Migration is as follows:

def change do
    create table(:linked_item, primary_key: false) do
      add :id, :binary_id, primary_key: true
      add :item_1_id, references(:item, on_delete: :nothing, type: :binary_id)
      add :item_2_id, references(:item, on_delete: :nothing, type: :binary_id)

      timestamps()
    end

    create index(:linked_item, [:item_1_id])
    create index(:linked_item, [:item_2_id])
end
def change do
    create table(:item, primary_key: false) do
      add :id, :binary_id, primary_key: true
      add :name, :string

      timestamps()
    end
end

My question is the following:

  • Is there a way, like a constraint, to have it that it checks if item_1_id and item_2_id is already linked up?
    So the following combination will not happen during a POST request:
    { item_1_id: 1, item_2_id: 2 }
    { item_1_id: 2, item_2_id: 1 }

I am checking on having a composite key for this but I don’t know if this is the way to go.
Appreciate any feedback on this!

Not sure what you are after. But how I would solve it is to make sure the lowest id (from items) would always go in item_1_id. and then have a simple unique constraint on create

unique_index(:linked_item, [:item_1_id, :item_2_id])

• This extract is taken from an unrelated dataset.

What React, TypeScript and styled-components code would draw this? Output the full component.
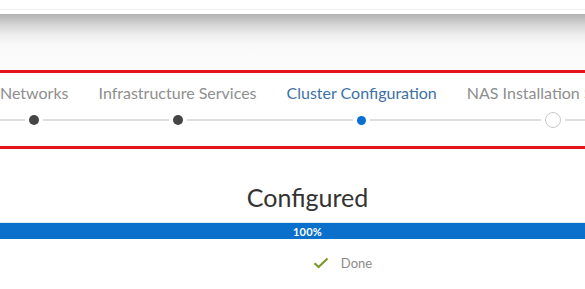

That is the most simple way that I can think of.

This looks like a good case for a composite / join table. Thats what I usually do and leveraging the primary key.

And then you can get rid of the :id column but, you might want to have a check or unique constraint to avoid duplicates.

def change do
    create table(:linked_item, primary_key: false) do
      add :item_1_id, references(:item, on_delete: :nothing, type: :binary_id, primary_key: true)
      add :item_2_id, references(:item, on_delete: :nothing, type: :binary_id, primary_key: true)
      timestamps()
    end
   create unique_index(:linked_item, [:item_1_id, :item_2_id])
end

This would have been a simple and perfect solution but unfortunately I am working with UUIDs.

This is almost the same as the solution by andreaseriksson and I agree that this is the way to go but I don’t know how to go about ensuring that duplicates don’t occur with UUIDs as my keys.
I am looking at maybe making use of ULIDs but I am not sure if this is an efficient type of encoding and if elixir(ecto) natively supports this. Will try to investigate further.

Is there some other conceptual way to sort them? By inserted_at? I mean, I find it unlikely that you just randomly but them in the table

The UUID is unique in your items table, and you would not be able to create a link without both rows being in the table, the only case I’m not sure about is the cross link, you’ll have to test it out.

That’s where the unique or check constraint comes in, I’m not big on unique constraint in general when working with join tables but there might be situations like these where they are necessary.